Mahogany, tulipwood, and pine
1780–1785
Gift of Mr. and Mrs. Arthur L. Shipman, Jr., 1967.140

This chest, commissioned by the West Indies merchant Jonathan Deming from the Colchester cabinetmaker Samuel Loomis, is a masterpiece of American regional furniture. By inviting Loomis to test the limits of his skill and inventive power, Deming provided an ideal context for innovation. The resulting work demonstrates what can happen when a craftsman is challenged by new styles and technologies. Loomis responded to the threat of Newport block-front furniture (which the chest resembles) by emphasizing spectacle.

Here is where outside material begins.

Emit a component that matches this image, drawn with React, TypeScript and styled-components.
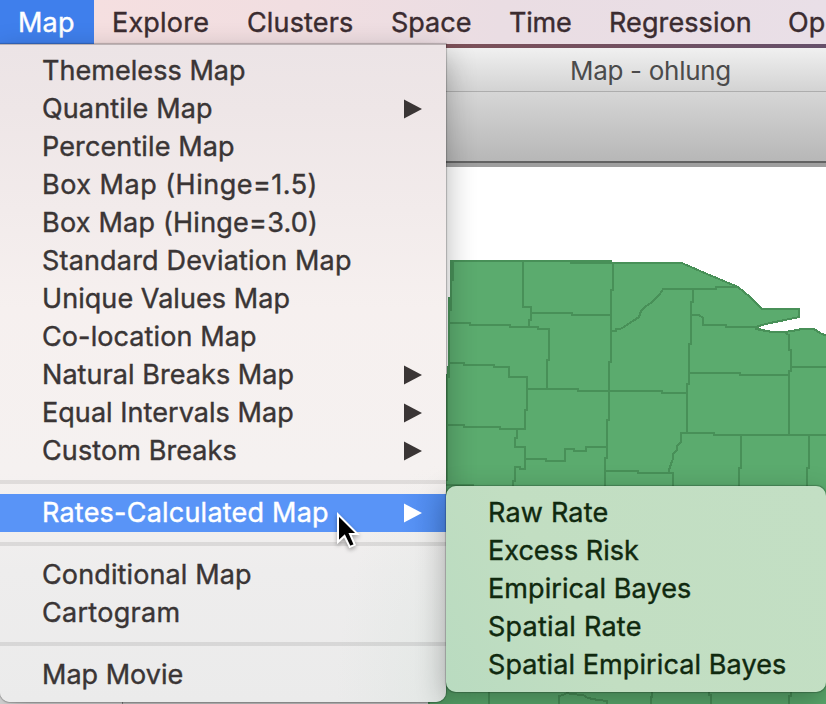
import React from "react";
import styled, { createGlobalStyle } from "styled-components";

const GlobalStyle = createGlobalStyle`
  * { box-sizing: border-box; }
  body { margin: 0; overflow: hidden; font-family: Inter, "Liberation Sans", sans-serif; }
`;

const Screen = styled.div`
  position: relative;
  display: flex;
  flex-direction: column;
  width: 826px;
  height: 704px;
  overflow: hidden;
  background: linear-gradient(90deg, #7d5058 440px, #66506a);
`;

const MenuBar = styled.nav`
  display: flex;
  flex: none;
  height: 44px;
  background: linear-gradient(90deg, #f5dfe0 94px, #f1dee1 300px, #eadde3 500px, #e9dfe7);
`;

const BarItem = styled.div<{ $width: number; $tracking: number; $active?: boolean }>`
  flex: none;
  width: ${(p) => p.$width}px;
  padding-left: 18px;
  font-size: 27px;
  line-height: 45px;
  letter-spacing: ${(p) => p.$tracking}px;
  white-space: nowrap;
  -webkit-text-stroke: 0.4px currentColor;
  color: ${(p) => (p.$active ? "#fff" : "#3b2c30")};
  background: ${(p) => (p.$active ? "#3f7fec" : "transparent")};
`;

const Window = styled.main`
  display: flex;
  flex: 1;
  flex-direction: column;
  margin-top: 4px;
  background: #fff;
`;

const TitleBar = styled.header`
  flex: none;
  height: 44px;
  padding-left: 570px;
  border-bottom: 1px solid #adadad;
  background: linear-gradient(#f0f0f0, #d3d3d3);
  font-size: 26px;
  line-height: 46px;
  letter-spacing: -0.3px;
  white-space: nowrap;
  color: #4b4b4b;
`;

const Toolbar = styled.div`
  flex: none;
  height: 75px;
  border-bottom: 4px solid #9f9f9f;
  background: linear-gradient(#d6d6d6, #b7b7b7 69px, #636363 69px);
`;

const Canvas = styled.section`
  display: flex;
  flex: 1;
  min-height: 0;
`;

const MapDrawing = styled.svg`
  display: block;
  width: 826px;
  height: 537px;
`;

const menuEdge = "0 0 1px 1px rgba(0, 0, 0, 0.22), 0 10px 30px rgba(0, 0, 0, 0.3)";

const Menu = styled.div`
  position: absolute;
  top: 44px;
  left: 0;
  width: 446px;
  height: 658px;
  padding-top: 7px;
  border-top: 1px solid #bcb3b5;
  border-radius: 0 0 10px 10px;
  background:
    radial-gradient(ellipse 110px 240px at 100% 100%, rgba(215, 226, 220, 0.4), transparent),
    linear-gradient(#ece4e6, #eee6e7 10%, #f6f0ef 40%, #f5f1f0 65%, #eeeded 80%, #ebebeb);
  box-shadow: ${menuEdge};
`;

const Submenu = styled.div`
  position: absolute;
  top: 486px;
  left: 446px;
  width: 380px;
  height: 206px;
  padding: 8px 0;
  border-radius: 10px;
  background: linear-gradient(60deg, #b9dbc0, #c2dec2 35%, #c3dfc4);
  box-shadow: ${menuEdge};
`;

const Row = styled.div<{ $tracking: number; $selected?: boolean; $tone?: string }>`
  display: flex;
  align-items: center;
  justify-content: space-between;
  height: 38px;
  padding: 0 24px 0 42px;
  font-size: 27px;
  line-height: 38px;
  letter-spacing: ${(p) => p.$tracking}px;
  white-space: nowrap;
  -webkit-text-stroke: 0.4px currentColor;
  color: ${(p) => (p.$selected ? "#fff" : p.$tone ?? "#3a3535")};
  background: ${(p) => (p.$selected ? "linear-gradient(90deg, #5994f7 90%, #4c87e8)" : "transparent")};
`;

const Separator = styled.div`
  height: 4px;
  margin: 10px 0;
  background: rgba(0, 0, 0, 0.085);
`;

const Arrow = styled.svg`
  display: block;
  width: 18px;
  height: 20px;
  margin-bottom: 1px;
  fill: currentColor;
`;

const Pointer = styled.svg`
  position: absolute;
  top: 508px;
  left: 330px;
  width: 34px;
  height: 46px;
  filter: drop-shadow(0 2px 2px rgba(0, 0, 0, 0.35));
`;

const barItems = [
  { label: "Map", width: 94, tracking: 0.2, active: true },
  { label: "Explore", width: 135, tracking: 0.2 },
  { label: "Clusters", width: 144, tracking: 0.15 },
  { label: "Space", width: 118, tracking: 0 },
  { label: "Time", width: 100, tracking: -0.2 },
  { label: "Regression", width: 179, tracking: 0.1 },
  { label: "Op", width: 56, tracking: 0 },
];

type Entry = { label: string; tracking: number; sub?: boolean; selected?: boolean };

const groups: Entry[][] = [
  [
    { label: "Themeless Map", tracking: 0.05 },
    { label: "Quantile Map", tracking: 0.13, sub: true },
    { label: "Percentile Map", tracking: 0.12 },
    { label: "Box Map (Hinge=1.5)", tracking: 0.5 },
    { label: "Box Map (Hinge=3.0)", tracking: 0.22 },
    { label: "Standard Deviation Map", tracking: 0.18 },
    { label: "Unique Values Map", tracking: 0.06 },
    { label: "Co-location Map", tracking: 0.1 },
    { label: "Natural Breaks Map", tracking: 0.06, sub: true },
    { label: "Equal Intervals Map", tracking: 0.05, sub: true },
    { label: "Custom Breaks", tracking: 0.1, sub: true },
  ],
  [{ label: "Rates-Calculated Map", tracking: 0.22, sub: true, selected: true }],
  [
    { label: "Conditional Map", tracking: 0.12 },
    { label: "Cartogram", tracking: 0.3 },
  ],
  [{ label: "Map Movie", tracking: 0 }],
];

const rateEntries: Entry[] = [
  { label: "Raw Rate", tracking: 0.2 },
  { label: "Excess Risk", tracking: 0.02 },
  { label: "Empirical Bayes", tracking: 0.08 },
  { label: "Spatial Rate", tracking: 0.25 },
  { label: "Spatial Empirical Bayes", tracking: 0.1 },
];

const outline =
  "M451 261H571V263H682L684 264L707 274L738 287L750 297L762 309H799V317L785 320L770 323L755 327L762 330L772 332L784 332L792 331L802 329H814L820 333L827 336V705H429V490L447 480V378L449 362V298L451 298Z";

const borders = [
  "M571 261H612",
  "M453 261V280H451V310H449V377H447V410",
  "M523 261V307H531V320H529V327",
  "M531 313H572V315H611",
  "M450 323H470V325H510V327H538V329H549V360H547V389",
  "M450 363H464V365H494V367H509V377H527V410H525V429H500V427H464V425H447",
  "M527 389H578V391H662V393H687",
  "M613 262V290H611V362H609V420H607V458H605V486",
  "M612 331H616V329H620L624 327L628 324L633 321L639 317L641 311L645 307L652 302L660 294L663 289H716V287H738",
  "M693 289V302H691V344H689V384H687V432",
  "M692 315H699L703 318V325H726V327H755",
  "M755 329L772 332H784L789 335V350H791V371H789V434",
  "M689 373H740V375H789",
  "M791 367H827",
  "M687 433H714V435H827",
  "M687 433H681V442L677 446V450L673 454V459L671 464L669 470V472",
  "M605 471H638V473H673V486",
  "M741 435V468H739V486",
  "M809 435V468H807V486",
  "M517 429V438H515V447H525V469H520V467H515V481H513V486",
  "M525 459H546V461H565V449H574V451H586V447H606",
  "M446 485H474",
  "M489 690V704",
  "M559 704V696L563 695L567 693L571 694L583 695L588 698L598 700L607 701V704",
  "M652 690V697H651V704",
  "M709 690V695H711V704",
  "M791 690V696H789V704",
];

const SubArrow = () => (
  <Arrow viewBox="0 0 18 20">
    <path d="M0 .5V19.5L18 10Z" />
  </Arrow>
);

export default function App() {
  return (
    <Screen>
      <GlobalStyle />
      <MenuBar>
        {barItems.map((b) => (
          <BarItem key={b.label} $width={b.width} $tracking={b.tracking} $active={b.active}>
            {b.label}
          </BarItem>
        ))}
      </MenuBar>
      <Window>
        <TitleBar>Map - ohlung</TitleBar>
        <Toolbar />
        <Canvas>
          <MapDrawing viewBox="0 167 826 537" shapeRendering="crispEdges">
            <path d="M0 167H428V704H0Z" fill="#d9d9d9" />
            <path d="M0 690H122V704H0Z" fill="#e6e6e6" />
            <path d="M122 690V704" stroke="#8c8c8c" />
            <path d={outline} fill="#5bab6e" stroke="#489058" strokeWidth="2" />
            <g fill="none" stroke="#489058" strokeWidth="2">
              {borders.map((d) => (
                <path key={d} d={d} />
              ))}
            </g>
          </MapDrawing>
        </Canvas>
      </Window>
      <Menu>
        {groups.map((group, i) => (
          <React.Fragment key={i}>
            {i > 0 && <Separator />}
            {group.map((e) => (
              <Row key={e.label} $tracking={e.tracking} $selected={e.selected}>
                {e.label}
                {e.sub && <SubArrow />}
              </Row>
            ))}
          </React.Fragment>
        ))}
      </Menu>
      <Submenu>
        {rateEntries.map((e) => (
          <Row key={e.label} $tracking={e.tracking} $tone="#10290f">
            {e.label}
          </Row>
        ))}
      </Submenu>
      <Pointer viewBox="330 508 34 46">
        <path
          d="M338 514.5V542L344.5 536L349.8 547L354.8 544.8L350 534H357.5Z"
          fill="#000"
          stroke="#fff"
          strokeWidth="2"
        />
      </Pointer>
    </Screen>
  );
}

The architectural character of this chest’s components suggests a hand (and tools) accustomed to building doorways, while the berries and tendrils that flank the upper block and shell drawer reveal the persistence of folk ornament, an intriguing response to the polished formality of Loomis’s Newport rivals.

 

Desk
Artist: Made by Samuel Loomis
(1748–1814) Colchester, Connecticut

Mahogany, tulip wood, and ivory
about 1770
Gift of Edward R. Bulkeley in memory of his parents, Morgan Gardner Bulkeley, Jr. and Ruth Collins Bulkeley, 1991.44

Samuel Loomis is the most celebrated maker of Colchester/Norwich style furniture. This desk, with its remarkable “waterfall” interior, is a Loomis masterpiece. It is similar to a desk signed, made, and dated 1769 by Benjamin Burnham, a Philadelphia-trained joiner to whom Loomis may have apprenticed in Colchester. The influence of Philadelphia cabinetmaking is not apparent in furniture made by either man. Loomis’s desk is boldly inventive. Its fanciful and unorthodox combination of stylistic details pushes the essential qualities of Baroque form in new and unprecedented directions.